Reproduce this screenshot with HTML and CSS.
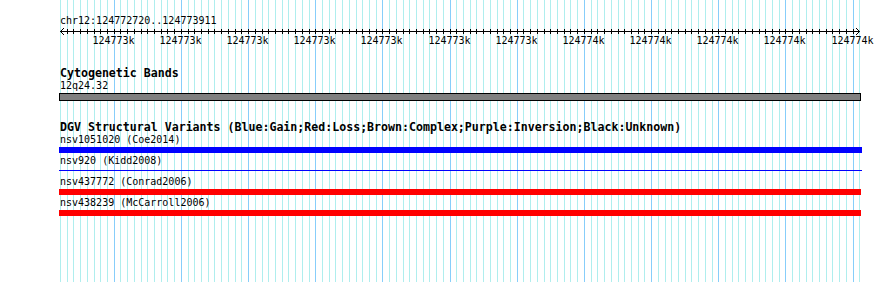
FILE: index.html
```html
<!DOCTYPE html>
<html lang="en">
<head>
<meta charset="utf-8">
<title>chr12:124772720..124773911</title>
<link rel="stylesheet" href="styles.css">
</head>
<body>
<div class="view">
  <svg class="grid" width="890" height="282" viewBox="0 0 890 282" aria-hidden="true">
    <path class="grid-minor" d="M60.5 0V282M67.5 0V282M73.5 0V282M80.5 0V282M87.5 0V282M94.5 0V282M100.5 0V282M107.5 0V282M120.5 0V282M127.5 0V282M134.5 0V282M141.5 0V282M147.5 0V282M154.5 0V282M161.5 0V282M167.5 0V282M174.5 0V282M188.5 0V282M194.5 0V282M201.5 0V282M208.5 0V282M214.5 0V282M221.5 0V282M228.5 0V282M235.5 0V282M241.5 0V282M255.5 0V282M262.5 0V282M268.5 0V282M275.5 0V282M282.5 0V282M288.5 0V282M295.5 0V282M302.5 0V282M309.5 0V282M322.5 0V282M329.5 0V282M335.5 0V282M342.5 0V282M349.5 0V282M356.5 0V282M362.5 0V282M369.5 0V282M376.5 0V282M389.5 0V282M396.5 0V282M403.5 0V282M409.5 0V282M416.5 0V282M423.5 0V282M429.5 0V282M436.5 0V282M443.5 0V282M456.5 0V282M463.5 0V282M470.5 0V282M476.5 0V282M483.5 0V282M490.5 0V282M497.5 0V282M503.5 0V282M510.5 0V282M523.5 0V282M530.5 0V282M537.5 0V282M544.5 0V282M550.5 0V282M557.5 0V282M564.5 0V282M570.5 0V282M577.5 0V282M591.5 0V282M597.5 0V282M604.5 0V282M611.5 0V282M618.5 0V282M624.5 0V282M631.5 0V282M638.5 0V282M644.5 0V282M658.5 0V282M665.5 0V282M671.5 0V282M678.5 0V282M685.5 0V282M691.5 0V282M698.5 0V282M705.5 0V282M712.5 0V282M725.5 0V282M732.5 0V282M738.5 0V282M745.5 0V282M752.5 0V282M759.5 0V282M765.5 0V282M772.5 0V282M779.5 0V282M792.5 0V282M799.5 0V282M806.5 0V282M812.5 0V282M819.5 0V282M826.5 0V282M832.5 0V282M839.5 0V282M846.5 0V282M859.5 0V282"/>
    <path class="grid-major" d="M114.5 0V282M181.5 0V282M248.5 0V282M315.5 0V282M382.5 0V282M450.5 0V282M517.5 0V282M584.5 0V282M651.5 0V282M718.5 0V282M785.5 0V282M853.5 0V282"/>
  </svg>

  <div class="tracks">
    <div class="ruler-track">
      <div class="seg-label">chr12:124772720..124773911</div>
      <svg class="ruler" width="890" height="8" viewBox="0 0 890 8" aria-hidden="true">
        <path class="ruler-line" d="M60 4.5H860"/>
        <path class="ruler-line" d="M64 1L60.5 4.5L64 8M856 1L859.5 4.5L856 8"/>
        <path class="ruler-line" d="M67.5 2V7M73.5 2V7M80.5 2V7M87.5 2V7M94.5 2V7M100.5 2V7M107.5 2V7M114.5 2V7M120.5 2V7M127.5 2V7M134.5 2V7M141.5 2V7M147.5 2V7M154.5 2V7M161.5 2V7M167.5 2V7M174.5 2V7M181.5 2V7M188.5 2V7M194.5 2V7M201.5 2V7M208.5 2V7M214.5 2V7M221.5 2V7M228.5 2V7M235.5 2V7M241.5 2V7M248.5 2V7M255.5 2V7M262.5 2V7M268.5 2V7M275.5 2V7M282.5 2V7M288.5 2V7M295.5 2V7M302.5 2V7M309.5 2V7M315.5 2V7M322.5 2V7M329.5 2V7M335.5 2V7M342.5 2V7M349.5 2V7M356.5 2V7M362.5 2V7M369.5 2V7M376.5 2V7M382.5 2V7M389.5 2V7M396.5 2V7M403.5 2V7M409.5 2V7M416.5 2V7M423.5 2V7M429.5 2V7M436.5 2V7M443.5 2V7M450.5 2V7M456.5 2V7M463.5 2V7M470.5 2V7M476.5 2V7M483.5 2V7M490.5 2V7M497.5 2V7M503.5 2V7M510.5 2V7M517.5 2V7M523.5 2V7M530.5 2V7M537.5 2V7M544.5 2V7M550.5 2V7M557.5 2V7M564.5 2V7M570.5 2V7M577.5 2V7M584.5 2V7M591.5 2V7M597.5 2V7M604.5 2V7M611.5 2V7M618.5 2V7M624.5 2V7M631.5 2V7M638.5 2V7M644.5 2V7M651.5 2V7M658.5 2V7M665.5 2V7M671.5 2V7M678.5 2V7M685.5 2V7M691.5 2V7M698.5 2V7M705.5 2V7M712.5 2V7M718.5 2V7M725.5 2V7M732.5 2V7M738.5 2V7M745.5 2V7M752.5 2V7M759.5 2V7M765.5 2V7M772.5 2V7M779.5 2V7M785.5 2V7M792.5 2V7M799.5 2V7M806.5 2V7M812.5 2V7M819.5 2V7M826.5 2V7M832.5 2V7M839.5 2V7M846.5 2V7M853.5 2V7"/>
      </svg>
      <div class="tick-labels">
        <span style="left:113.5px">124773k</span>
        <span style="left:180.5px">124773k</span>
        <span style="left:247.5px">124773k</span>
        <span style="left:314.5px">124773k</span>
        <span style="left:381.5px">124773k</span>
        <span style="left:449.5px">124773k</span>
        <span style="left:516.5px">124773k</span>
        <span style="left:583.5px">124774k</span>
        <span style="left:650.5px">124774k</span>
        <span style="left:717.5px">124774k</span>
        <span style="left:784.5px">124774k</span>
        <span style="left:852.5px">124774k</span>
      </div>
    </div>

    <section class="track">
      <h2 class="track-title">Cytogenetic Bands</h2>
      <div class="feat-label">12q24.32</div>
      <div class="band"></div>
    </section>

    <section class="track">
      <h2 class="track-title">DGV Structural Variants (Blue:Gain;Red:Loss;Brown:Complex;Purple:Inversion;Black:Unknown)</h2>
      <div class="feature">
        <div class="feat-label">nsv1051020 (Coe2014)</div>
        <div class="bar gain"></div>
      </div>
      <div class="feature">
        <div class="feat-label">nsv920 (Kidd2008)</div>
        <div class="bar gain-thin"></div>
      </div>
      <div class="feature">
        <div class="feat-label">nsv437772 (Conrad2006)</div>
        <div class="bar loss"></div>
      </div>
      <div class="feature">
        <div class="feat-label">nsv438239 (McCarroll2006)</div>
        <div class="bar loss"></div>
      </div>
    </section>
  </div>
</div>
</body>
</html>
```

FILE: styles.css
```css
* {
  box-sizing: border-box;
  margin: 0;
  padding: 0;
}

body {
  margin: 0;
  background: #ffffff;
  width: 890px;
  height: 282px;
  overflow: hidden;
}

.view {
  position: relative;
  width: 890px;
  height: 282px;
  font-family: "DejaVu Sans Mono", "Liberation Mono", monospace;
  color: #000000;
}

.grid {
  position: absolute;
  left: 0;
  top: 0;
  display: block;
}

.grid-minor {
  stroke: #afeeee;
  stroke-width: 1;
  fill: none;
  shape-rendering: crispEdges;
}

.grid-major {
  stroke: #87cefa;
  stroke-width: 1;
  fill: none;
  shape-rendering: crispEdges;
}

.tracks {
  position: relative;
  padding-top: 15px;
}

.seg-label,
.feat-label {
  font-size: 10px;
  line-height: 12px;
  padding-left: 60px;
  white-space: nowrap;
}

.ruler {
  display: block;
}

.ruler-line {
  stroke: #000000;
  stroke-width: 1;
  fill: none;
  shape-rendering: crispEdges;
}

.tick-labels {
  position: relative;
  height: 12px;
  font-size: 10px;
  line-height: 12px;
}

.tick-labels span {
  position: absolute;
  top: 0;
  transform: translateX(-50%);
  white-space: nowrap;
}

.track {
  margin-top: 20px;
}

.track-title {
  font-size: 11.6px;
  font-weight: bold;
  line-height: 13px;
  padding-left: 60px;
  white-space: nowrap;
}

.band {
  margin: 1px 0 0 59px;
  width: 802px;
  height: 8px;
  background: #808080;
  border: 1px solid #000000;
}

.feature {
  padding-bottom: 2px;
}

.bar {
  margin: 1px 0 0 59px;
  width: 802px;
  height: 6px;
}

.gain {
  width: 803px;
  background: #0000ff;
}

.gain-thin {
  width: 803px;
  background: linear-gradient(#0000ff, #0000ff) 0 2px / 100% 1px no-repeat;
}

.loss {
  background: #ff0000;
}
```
========================================
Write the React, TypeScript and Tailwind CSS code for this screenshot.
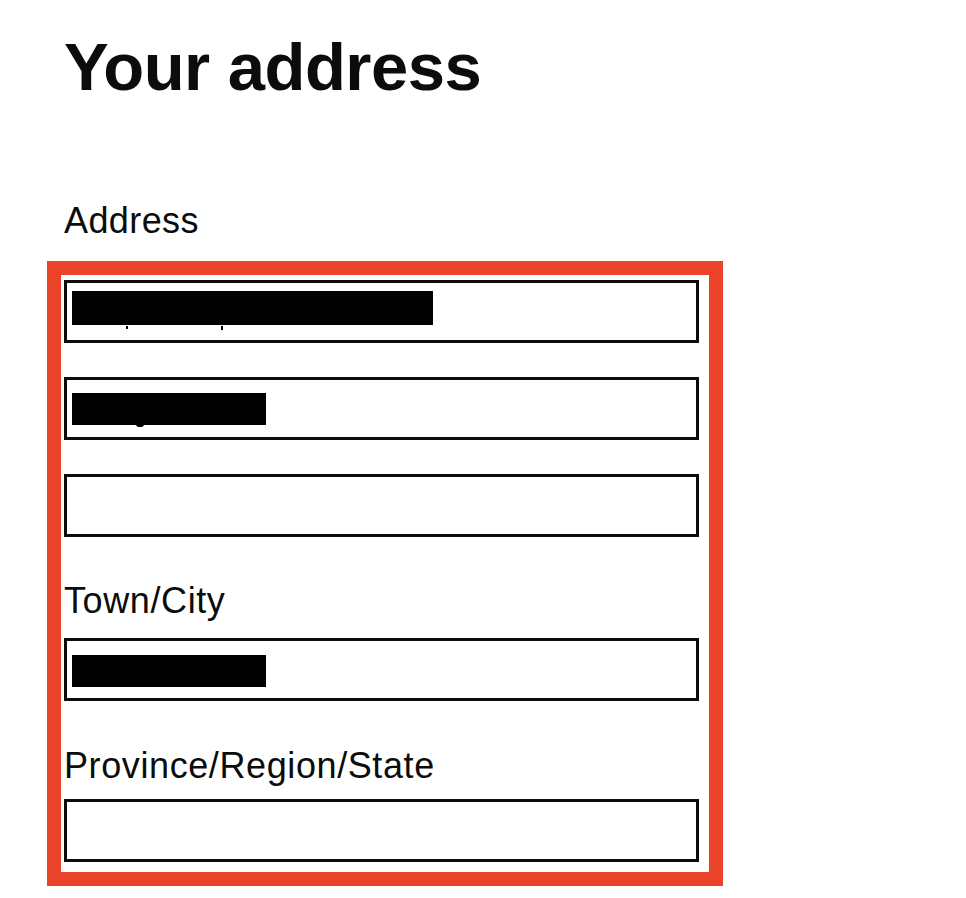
========================================
SET TASK
List all lines holding the string "this".

PROBLEM SOLUTION
Reproduce this screenshot with HTML and CSS.
Write the React, TypeScript and Tailwind CSS code for this screenshot.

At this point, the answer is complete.